The Singareni Collieries Company Limited (SCCL), which stood as a role model to all the coal mines in the country by wriggling out of losses in the past, seems to be witnessing a flip-flop situation now.
Is the company in reversion mode? Yes, says the official statistics of the Singareni. It had incurred losses of around Rs. 150 crore in the first two months of this fiscal. If sources are to be believed, the company has incurred losses for the first time after over a decade. Lethargic coal miners and officials and low coal production are cited as reasons for the company running into losses. The Singareni spread in four districts- Karimnagar, Adilabad, Warangal and Khammam- has 35 underground mines and 15 open cast projects. Against the targeted coal production of 11.21 MT this fiscal, it could only achieve 9.44 MT. Officials claim that the blistering heat wave conditions in the past and heavy rainfall at present has collectively resulted in the company facing losses. They also say that coal production cost is higher than the selling price.

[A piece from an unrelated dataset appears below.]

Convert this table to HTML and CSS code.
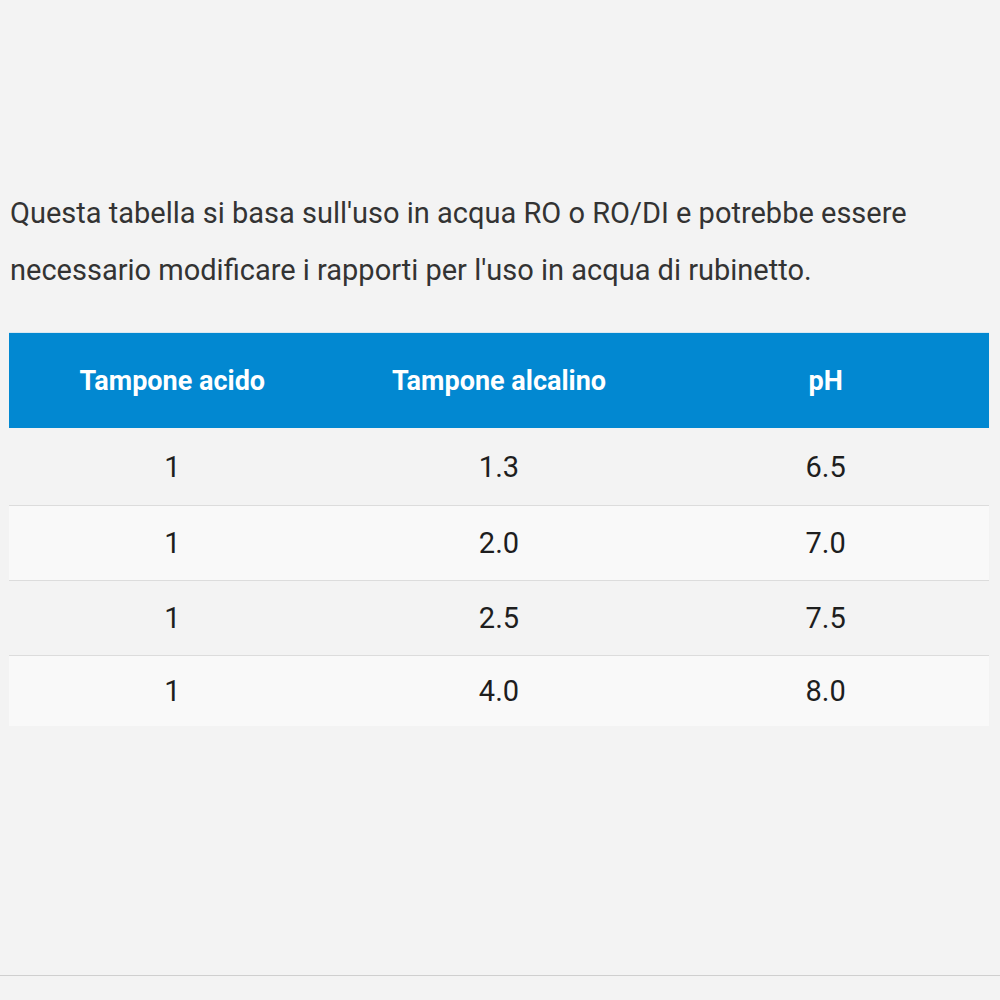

The company’s coal production cost stood at Rs. 1,893 for one tonne whereas the selling price was only Rs. 1,823. At this juncture, the government should intervene and take measures to increase the selling price to overcome the losses, says sources.
Telangana Boggu Ghani Karmika Sangham (TGBKS), the recognised trade union, president K. Mallaiah hopes that the losses would be overcome as fluctuating weather conditions were a commonplace. He said that the management should also avoid planning lapses to increase the production and benefit the miners. He said that the high production cost could be avoided by increasing the coal production.